Abkhazia will receive no benefits for joining Russian sanctions against Turkey; yet, the territory followed Kremlin orders. Russia officially recognized Abkhazia as a sovereign state along with South Ossetia, another breakaway Georgian territory, in 2008 following the short but bloody war between Russia and Georgia. No other significant country other than Russia recognized either Abkhazia or South Ossetia. Hence, Abkhazia heavily depends on Russian military and financial support.

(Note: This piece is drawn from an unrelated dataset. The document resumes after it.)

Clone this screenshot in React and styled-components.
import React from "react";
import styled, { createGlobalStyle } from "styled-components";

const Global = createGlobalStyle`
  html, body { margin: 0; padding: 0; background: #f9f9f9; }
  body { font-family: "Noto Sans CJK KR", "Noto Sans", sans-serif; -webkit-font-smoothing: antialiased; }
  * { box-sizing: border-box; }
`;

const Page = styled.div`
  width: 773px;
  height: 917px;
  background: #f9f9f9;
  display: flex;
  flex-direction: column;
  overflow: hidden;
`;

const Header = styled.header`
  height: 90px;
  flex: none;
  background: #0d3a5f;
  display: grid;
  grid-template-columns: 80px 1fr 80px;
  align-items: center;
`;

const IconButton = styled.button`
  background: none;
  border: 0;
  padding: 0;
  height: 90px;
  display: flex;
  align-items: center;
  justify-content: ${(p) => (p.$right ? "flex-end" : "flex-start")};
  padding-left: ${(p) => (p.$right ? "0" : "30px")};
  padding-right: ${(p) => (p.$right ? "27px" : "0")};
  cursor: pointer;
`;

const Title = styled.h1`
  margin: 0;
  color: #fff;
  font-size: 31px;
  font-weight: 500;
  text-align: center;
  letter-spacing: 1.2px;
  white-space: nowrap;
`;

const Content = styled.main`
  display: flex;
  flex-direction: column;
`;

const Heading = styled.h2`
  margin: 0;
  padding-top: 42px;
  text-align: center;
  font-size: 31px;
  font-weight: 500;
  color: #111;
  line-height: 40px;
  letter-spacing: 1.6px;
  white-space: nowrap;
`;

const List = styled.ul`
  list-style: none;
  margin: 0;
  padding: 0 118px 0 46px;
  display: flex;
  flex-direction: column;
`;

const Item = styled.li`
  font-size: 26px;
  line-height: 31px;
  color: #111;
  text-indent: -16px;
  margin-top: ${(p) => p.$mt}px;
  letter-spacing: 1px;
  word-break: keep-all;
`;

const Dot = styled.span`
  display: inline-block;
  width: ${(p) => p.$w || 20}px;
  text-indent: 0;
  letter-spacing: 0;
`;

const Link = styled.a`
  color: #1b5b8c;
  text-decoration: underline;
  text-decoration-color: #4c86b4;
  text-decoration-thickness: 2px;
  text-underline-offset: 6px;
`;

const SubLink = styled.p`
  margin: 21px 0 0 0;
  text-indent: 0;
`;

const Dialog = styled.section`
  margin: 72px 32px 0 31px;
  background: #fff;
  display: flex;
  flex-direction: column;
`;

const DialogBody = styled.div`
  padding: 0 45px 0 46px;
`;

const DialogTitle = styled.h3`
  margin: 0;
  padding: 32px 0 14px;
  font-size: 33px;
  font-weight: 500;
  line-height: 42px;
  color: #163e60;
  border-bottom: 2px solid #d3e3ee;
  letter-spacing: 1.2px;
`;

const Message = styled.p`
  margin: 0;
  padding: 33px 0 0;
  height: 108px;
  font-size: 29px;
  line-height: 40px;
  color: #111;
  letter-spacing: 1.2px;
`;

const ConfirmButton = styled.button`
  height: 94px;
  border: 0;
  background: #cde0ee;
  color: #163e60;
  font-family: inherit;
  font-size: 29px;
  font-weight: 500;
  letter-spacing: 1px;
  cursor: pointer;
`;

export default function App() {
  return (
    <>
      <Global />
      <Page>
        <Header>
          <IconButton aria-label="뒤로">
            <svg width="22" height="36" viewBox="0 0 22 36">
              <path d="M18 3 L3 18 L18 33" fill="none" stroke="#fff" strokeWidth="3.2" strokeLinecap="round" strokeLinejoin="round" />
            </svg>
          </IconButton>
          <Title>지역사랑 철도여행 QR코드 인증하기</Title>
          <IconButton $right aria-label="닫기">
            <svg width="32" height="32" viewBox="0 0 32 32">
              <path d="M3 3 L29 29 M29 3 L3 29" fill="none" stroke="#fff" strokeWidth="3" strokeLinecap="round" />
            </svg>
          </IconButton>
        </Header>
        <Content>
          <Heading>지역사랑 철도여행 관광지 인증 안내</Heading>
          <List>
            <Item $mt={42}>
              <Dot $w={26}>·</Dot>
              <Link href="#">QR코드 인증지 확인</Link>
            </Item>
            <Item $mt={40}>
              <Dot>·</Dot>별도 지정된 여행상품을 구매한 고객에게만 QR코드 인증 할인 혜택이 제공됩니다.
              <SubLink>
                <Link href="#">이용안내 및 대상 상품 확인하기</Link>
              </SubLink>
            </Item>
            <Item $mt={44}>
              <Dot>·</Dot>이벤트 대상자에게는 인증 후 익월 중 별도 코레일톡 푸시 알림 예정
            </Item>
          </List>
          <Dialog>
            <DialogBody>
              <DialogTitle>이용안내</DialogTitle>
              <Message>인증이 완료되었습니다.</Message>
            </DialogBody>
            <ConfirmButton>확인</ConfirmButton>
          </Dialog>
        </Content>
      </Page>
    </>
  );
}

Acting in the capacity of a Russian presidential aide, Vladislav Surkov played a pivotal role in persuading Abkhazia to join the sanctions. Surkov claimed Moscow realized that Abkhazia and Turkey had many ties and tried to implement only targeted sanctions against Turkish companies. The current president of Abkhazia, Raul Khajimba, who is a former employee of Russia’s security services, reassured Abkhazia that the sanctions would not harm its economic interests (Sputnik-abkhazia.ru, December 29, 2015).
Meanwhile, many Abkhazians, including politicians, were startled by the government’s decision to join the Russian sanctions regime. A local parliamentary deputy, Beslan Tsvinaria, said the sanctions would hit the Abkhaz diaspora in Turkey and undermine Abkhazian efforts to gain greater international recognition among other countries despite Georgian opposition (Ekhokavkaza.com, January 12). Other Abkhaz say that they do not like being manipulated by Russia. Along with a “stick,” Surkov also offered the Abkhazians a “carrot”—about $50 million in Russian financial assistance (Kavkazskaya Politika, January 14). At the same time, Moscow promised to finance increased pensions for Abkhazian residents who hold Russian passports (Sputnik-abkhazia.ru, December 29). However, some Abkhazians doubt that Russia will keep its promises, given how quickly Russian finances are deteriorating.
Amid the rising Russian-Turkish tensions, some Turkish airlines, such as the budget carrier Pegasus Airlines, have started to experience difficulties in servicing their flights to Russia and the North Caucasus. On January 5, the company was forced to suspend flights to Russia, because its crews had not been granted Russian visas (Lenta.ru, January 5).
The fact that the government in Sukhumi acted against Abkhazia’s interests is not the biggest puzzle in this breakaway region’s move to join the Russian sanctions against Turkey, given that regional authorities receive adequate financial assistance from Moscow and depend on Russia for their security. Rather, the puzzling aspect of the move is how much effort Moscow is willing to make to keep tiny Abkhazia under its tight control.
Vladislav Surkov currently has the modest title of aide to Vladimir Putin. For some time, Surkov’s influence in Putin’s administration seemed to be waning. However, his recent meeting with US Assistant Secretary of State for European and Eurasian Affairs Victoria Nuland in Kaliningrad, where the two sides discussed Ukraine, indicates that Surkov’s influence in the Kremlin remains considerable, given that the Ukrainian question is arguably among the most important issues for Russian foreign policy (Unian.info, January 15).
It turns out that the person who was dispatched to resolve issues of the highest priority for Russia and President Putin was at the same time participating in arm-twisting the Abkhazian government to pressure it into severing ties with Turkey. Abkhazia apparently plays a significantly more prominent role in the thinking of the Kremlin than commonly assumed. The Kremlin is likely thinking about Abkhazia’s strategic location on the Black Sea coast, along with Crimea, which makes both territories especially valuable for the Russian government. Thus, Moscow is prepared to invest a lot of effort to push for greater control over these areas. Rationality is not necessarily a part of the Kremlin’s calculations in Abkhazia, apart from the logic of continual territorial expansion and control. Moscow may be sensing that its financial capabilities will soon plummet drastically and is attempting to finalize its ownership of Abkhazia to the extent possible.
Despite Russia’s efforts to remove the last barriers to Abkhazia’s annexation, the Abkhazians still resist allowing foreigners (predominantly Russians) from buying real estate in the republic without restrictions. The Abkhaz are scared of turning into a minority in what they see as their republic (Ekhokavkaza.com, January 6).